George Martin also had to rearrange the vocals on “Love Me Do.” It was John’s song, but he couldn’t sing and play harmonica at the same time, so Martin gave the “Love me do” line to Paul McCartney to sing. Paul has said in interviews that he wasn’t sure how John would take it giving up his line. McCartney says that when he hears the song that he can still hear the nervousness in his voice.
But that’s what a producer does—especially with a novice recording band. From those humble beginnings, they eventually developed into a world wide recording team at warp speed. The next break that Martin was “instrumental” in creating a masterpiece was when “Please Please Me” was brought to him. Lennon wrote it as a Roy Orbison type of ballad. It was Martin who suggested recording it at a faster tempo. When the band scored their first Number One hit with the recommendation, they truly never looked back as Beatlemania broke in England over the brand new sound!
The Beatles drew on Martin’s vast knowledge of music and had him play on several songs—most notably the Bachian piano solo that Martin sped up to sound like a harpsichord on “In My Life.” If there ever was an argument as to who was “the fifth Beatle” that alone has to settle the argument. Brian Epstein and Murray the K never provided a musical track for any Beatles song.
As the band achieved more success, George Martin did, too working with other artists. Gerry and The Pacemakers, Cilla Black, Jeff Beck, Elton John, and Billy J. Kramer and The Dakotas.
To me, one of the greatest musical achievements he ever did was melding two different takes of “Strawberry Fields Forever” in different keys and tempos. A flippant John Lennon threw it to Martin when he couldn’t figure it out for himself. It was and still may be my favorite Beatles song. George Martin said that he could always detect where the two tracks were spliced at approximately the 1:00 mark. He felt that it sticks out like a “sore thumb.” I have listened to the song for decades and even knowing that it’s there, I never feel that it’s ever different than what it’s supposed to sound like.
Over time, the individual Beatles grew less fond of George Martin’s influence and techniques. Lennon felt that he wasn’t getting his voice quite right. George Harrison was pretty much ignored as a writing talent. Paul McCartney felt so motivated that he conducted the orchestra for the string track on “She’s Leaving Home” one day when Martin couldn’t do it, but McCartney wanted it done. Ringo Starr felt so unappreciated by “The White Album” that he quit the band for a while. It was not so easy being a producer for a band that had outgrown their own heads.
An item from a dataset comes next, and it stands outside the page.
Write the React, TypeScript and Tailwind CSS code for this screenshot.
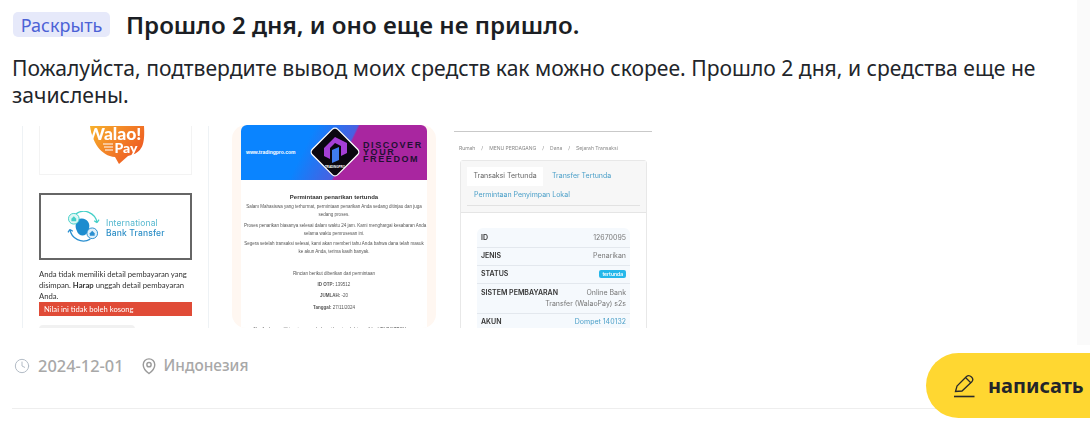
import React from 'react';
import { Clock } from 'lucide-react';

const sans = { fontFamily: '"Noto Sans", sans-serif' };

function WalaoTile() {
  return (
    <div className="w-[187px] h-[202px] shrink-0 overflow-hidden border-x border-[#eef2f5] px-[16px] font-['Lato']">
      <div className="h-[49px] border border-t-0 border-[#f3f3f3] flex justify-center overflow-hidden">
        <div className="relative w-[58px] h-[38px]">
          <svg viewBox="0 0 58 38" className="w-[58px] h-[38px]">
            <defs>
              <linearGradient id="walao" x1="0" y1="0" x2="1" y2="0.6">
                <stop offset="0" stopColor="#f7b12c" />
                <stop offset="1" stopColor="#ee5a22" />
              </linearGradient>
            </defs>
            <path d="M3 0 H57 C58 18 56 27 41 30 L32 38 L28 31 C14 30 5 16 3 0 Z" fill="url(#walao)" />
            <path d="M16 18 H26 M17 21 H26 M18 24 H26" stroke="#fff" strokeWidth="1.2" />
          </svg>
          <span className="absolute left-0 top-0 text-[17.5px] leading-[15px] font-black text-white whitespace-nowrap">Walao!</span>
          <span className="absolute left-[28px] top-[15px] text-[14px] leading-[13px] font-black text-white">Pay</span>
        </div>
      </div>
      <div className="mt-[18px] h-[67px] border-2 border-[#666] flex items-center pl-[26px] gap-[6px]">
        <svg viewBox="0 0 34 32" className="w-[33px] h-[31px]">
          <path d="M9 3 A14 14 0 0 1 31 12 M31 12 L28 10 M31 12 L33 9" fill="none" stroke="#45d0c8" strokeWidth="1.3" />
          <path d="M24 29 A14 14 0 0 1 3 19 M3 19 L1 22 M3 19 L6 21" fill="none" stroke="#2a8fd0" strokeWidth="1.3" />
          <path d="M11 9 C18 5 26 12 22 20 C20 27 12 27 10 20 C8 16 9 12 11 9 Z" fill="#1c8ccf" />
          <circle cx="7" cy="8" r="5.5" fill="#dff7f5" stroke="#45d0c8" />
          <path d="M4.5 8 L7 5.5 L9.5 8 V10.5 H4.5 Z" fill="#45d0c8" />
          <circle cx="26" cy="23" r="5.5" fill="#dff0fa" stroke="#2a8fd0" />
          <path d="M23.5 23 L26 20.5 L28.5 23 V25.5 H23.5 Z" fill="#2a8fd0" />
        </svg>
        <div className="mt-[2px] text-[8.5px] leading-[10px] tracking-[0.15px] whitespace-nowrap font-['Inter']">
          <div className="text-[#55b8cf]">International</div>
          <div className="font-medium text-[#2d8fc7]">Bank Transfer</div>
        </div>
      </div>
      <p className="mt-[9px] text-[7.7px] leading-[11px] text-[#333] whitespace-nowrap">
        Anda tidak memiliki detail pembayaran yang<br />
        disimpan. <span className="font-bold">Harap</span> unggah detail pembayaran<br />
        Anda.
      </p>
      <div className="h-[14px] bg-[#e04b37] text-white text-[7.6px] leading-[14px] pl-[5px]">Nilai ini tidak boleh kosong</div>
      <div className="mt-[9px] w-[96px] h-[8px] bg-[#f1f1f1] rounded-t" />
    </div>
  );
}

function EmailLine({ children, gap = 0 }: { children: React.ReactNode; gap?: number }) {
  return (
    <p className="text-center text-[#555] text-[4.5px] leading-[8px] whitespace-nowrap" style={{ marginTop: gap }}>
      {children}
    </p>
  );
}

function EmailTile() {
  return (
    <div className="w-[204px] h-[203px] shrink-0 overflow-hidden rounded-[14px] bg-[#fff7f1] px-[9px] ml-[23px] -mt-px font-['Liberation_Sans']">
      <div className="w-[186px] h-full bg-white rounded-t-[6px] overflow-hidden">
        <div className="relative h-[55px] flex items-center justify-between bg-[linear-gradient(116deg,#0a84ff_0%,#0a84ff_35%,#4a60e0_55%,#a926a0_56%,#a926a0_100%)] pl-[5px] pr-[4px]">
          <span className="text-[5px] font-bold text-white">www.tradingpro.com</span>
          <svg viewBox="0 0 54 54" className="absolute left-[67px] top-0 w-[54px] h-[54px]">
            <rect x="9" y="9" width="36" height="36" rx="4" transform="rotate(45 27 27)" fill="#0b0710" stroke="#fff" strokeWidth="1.3" />
            <path d="M16 23 L27 12 L39 18 V28 L33 31 V21 L27 18 L22 23 V34 L16 31 Z" fill="#a63fd6" />
            <path d="M24 25 L31 22 V35 L24 38 Z" fill="#3f7cf0" />
            <text x="27" y="42.5" textAnchor="middle" fontSize="3" fontWeight="700" fill="#fff">TRADINGPRO</text>
          </svg>
          <div className="w-[60px] text-[#221033] font-bold text-[9px] leading-[7px] tracking-[1.6px] whitespace-nowrap">
            <div>DISCOVER</div>
            <div>YOUR</div>
            <div>FREEDOM</div>
          </div>
        </div>
        <div className="px-[3px]">
          <p className="mt-[13px] text-center text-[6px] leading-[9px] font-bold text-[#333]">Permintaan penarikan tertunda</p>
          <EmailLine gap={1}>Salam Mahasiswa yang terhormat, permintaan penarikan Anda sedang ditinjau dan juga</EmailLine>
          <EmailLine>sedang proses.</EmailLine>
          <EmailLine gap={3}>Proses penarikan biasanya selesai dalam waktu 24 jam. Kami menghargai kesabaran Anda</EmailLine>
          <EmailLine>selama waktu pemrosesan ini.</EmailLine>
          <EmailLine gap={2}>Segera setelah transaksi selesai, kami akan memberi tahu Anda bahwa dana telah masuk</EmailLine>
          <EmailLine>ke akun Anda, terima kasih banyak.</EmailLine>
          <EmailLine gap={14}>Rincian berikut diberikan dari permintaan</EmailLine>
          <EmailLine gap={3}><b>ID OTP:</b> 139512</EmailLine>
          <EmailLine gap={3}><b>JUMLAH:</b> -20</EmailLine>
          <EmailLine gap={4}><b>Tanggal:</b> 27/11/2024</EmailLine>
          <EmailLine gap={14}>Jika Anda memiliki pertanyaan, hubungi kami melalui email ke HELP@TPGY.com</EmailLine>
        </div>
      </div>
    </div>
  );
}

function Row({ label, children, tall }: { label: string; children: React.ReactNode; tall?: boolean }) {
  if (tall) {
    return (
      <div className="h-[30px] px-[4px] pt-[3px] border-b border-[#e3e8ee] text-[7px] leading-[11px]">
        <span className="float-left font-semibold text-[#333] whitespace-nowrap">{label}</span>
        <div className="text-right text-[#777]">{children}</div>
      </div>
    );
  }
  return (
    <div className="flex h-[18px] items-center justify-between px-[4px] border-b border-[#e3e8ee] text-[7px]">
      <span className="font-semibold text-[#333] whitespace-nowrap">{label}</span>
      <div className="text-right text-[#777]">{children}</div>
    </div>
  );
}

function TransactionTile() {
  return (
    <div className="w-[198px] h-[202px] shrink-0 overflow-hidden ml-[18px] font-['Inter']">
      <div className="mt-[5px] h-px bg-[#c9c9c9]" />
      <div className="mt-[14px] pl-[5px] h-[6px] flex items-center gap-[6px] text-[5px] text-[#888] whitespace-nowrap">
        <span>Rumah</span><span>/</span><span>MENU PERDAGANG</span><span>/</span><span>Dana</span><span>/</span><span>Sejarah Transaksi</span>
      </div>
      <div className="mt-[8px] mx-[6px] w-[187px] border border-[#e8e8e8] rounded-t-[3px]">
        <div className="h-[52px] bg-[#f7f7f7] border-b border-[#e5e5e5] px-[6px] pt-[6px] text-[7px]">
          <div className="flex h-[19px]">
            <span className="w-[76px] bg-white text-[#666] flex items-center justify-center whitespace-nowrap">Transaksi Tertunda</span>
            <span className="ml-[9px] text-[#4a9fc8] flex items-center whitespace-nowrap">Transfer Tertunda</span>
          </div>
          <div className="h-[20px] border-b border-[#e2e2e2] text-[#4a9fc8] flex items-center pl-[7px] whitespace-nowrap">Permintaan Penyimpan Lokal</div>
        </div>
        <div className="mt-[15px] mx-[16px] bg-[#f5f9fd] rounded-t-[6px] overflow-hidden">
          <div className="h-[2px]" />
          <Row label="ID">12670095</Row>
          <Row label="JENIS">Penarikan</Row>
          <Row label="STATUS"><span className="bg-[#25b7ea] text-white text-[5px] px-[3px] py-[1px] rounded-[2px] font-semibold">tertunda</span></Row>
          <Row label="SISTEM PEMBAYARAN" tall>Online Bank Transfer (WalaoPay) s2s</Row>
          <Row label="AKUN"><span className="text-[#4a9fc8]">Dompet 140132</span></Row>
        </div>
      </div>
    </div>
  );
}

export default function App() {
  return (
    <div className="relative w-[1090px] h-[438px] bg-white overflow-hidden" style={sans}>
      {/* faint scrollbar track on the right edge */}
      <div className="absolute right-0 top-0 w-[13px] h-[345px] bg-[#fafafa]" />
      <div className="relative pl-[12px] pt-[12px]">
        <div className="flex items-start h-[28px]">
          <span className="ml-px w-[97px] h-[25px] rounded-[5px] bg-[#e6e9fa] text-[#4c62d6] text-[18px] leading-[27px] text-center">Раскрыть</span>
          <h1 className="ml-[16px] -mt-px text-[24.1px] leading-[28px] font-semibold text-[#1b1e24] whitespace-nowrap">Прошло 2 дня, и оно еще не пришло.</h1>
        </div>
        <p className="mt-[14px] w-[1040px] text-[21.1px] leading-[27px] text-[#22252a]">
          Пожалуйста, подтвердите вывод моих средств как можно скорее. Прошло 2 дня, и средства еще не зачислены.
        </p>
        <div className="mt-[18px] ml-[10px] flex items-start h-[202px] blur-[0.35px]">
          <WalaoTile />
          <EmailTile />
          <TransactionTile />
        </div>
        <div className="mt-[27px] flex items-center h-[22px] font-medium text-[#a8a8a8]">
          <Clock size={16} strokeWidth={1.5} className="text-[#b3bcc6] ml-[2px]" />
          <span className="ml-[8px] text-[16.4px]">2024-12-01</span>
          <svg viewBox="0 0 18 20" className="ml-[17px] w-[16px] h-[18px]" fill="none" stroke="#9a9a9a" strokeWidth="1.6">
            <path d="M9 18.5 C5 15.5 2.5 12 2.5 8.5 A6.5 6.5 0 0 1 15.5 8.5 C15.5 12 13 15.5 9 18.5 Z" />
            <circle cx="9" cy="8.5" r="2.4" />
          </svg>
          <span className="ml-[7px] text-[15.4px]">Индонезия</span>
        </div>
      </div>
      <div className="mt-[31px] ml-[12px] h-px bg-[#eeeeee]" />
      <button className="absolute left-[926px] top-[353px] w-[164px] h-[65px] rounded-l-full bg-[#ffd731] flex items-center pl-[27px] text-[#22252a]">
        <svg viewBox="0 0 22 24" className="w-[22px] h-[24px]" fill="none" stroke="#2a2a2a" strokeWidth="1.3">
          <path d="M2.5 17.5 L4 12 L13.5 2.5 C15 1.2 17 1.5 18.5 3 C20 4.5 20 6.5 18.8 7.8 L9 17 Z" />
          <path d="M12.5 3.5 L18 9" />
          <path d="M1 22.5 H21.5" strokeWidth="1.6" />
        </svg>
        <span className="ml-[13px] text-[20px] font-bold whitespace-nowrap">написать</span>
      </button>
    </div>
  );
}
The magnificence of George Martin’s genius took place on The Beatles final and possibly best record, “Abbey Road.” They wanted to do one more album like they had done in the old days. They had to convince him that they were willing to hand control over to him so that he could become a producer again instead of “detention teacher for spoiled kids.”
After the band and Martin had parted ways, George continued to do excellent work with other bands and artists. Some of the best music America had ever recorded took place under the watchful eye of George Martin as he produced several of their albums. Little River Band also revived their career under Martin’s talents. One thing that I found out after he passed was that Dire Straits had George Martin do the lush string arrangement for a song called “Ticket to Heaven” for their last album “On Every Street” in 1991. I always have thought that was one of Dire Straits’ best songs!
George Martin was not without flaws. He has apologized for snubbing Ringo on “Love Me Do” or ignoring George Harrison’s talents. But in the same breath he also has stated that he was working with two of the greatest writers in musical history, so you can’t blame him too much for arriving late to catch up to Harrison.
So, as I look back to that birthday when I first received my copy of “Meet the Beatles,” and noticing the very plain unassuming name for producer, George Martin, and then seeing it appear over and over again on subsequent releases over the years, you had to respect the talent. Even with the incredible songs on each record, they always had an incredible sound quality. Ringo’s drums always sounded sizzling. Harrison’s guitar distorted or clear for just the right effect. The vocal harmonies were so crisp!
I don’t think that under the circumstances of the musical industry at the time that The Beatles would have made it without George Martin. He was willing to let the band evolve and explore with him at the helm. Another producer may have just crushed them and we might still be listening to novelty songs and one hit wonders. But The Beatles wanted a career. They were wed to their music. A common question during Beatlemania was what would everybody do once the bubble burst. Through the work of George Martin, that bubble has never burst and probably never will with young people discovering the band every day. Thank you, George Martin! You helped make some of the best music ever made!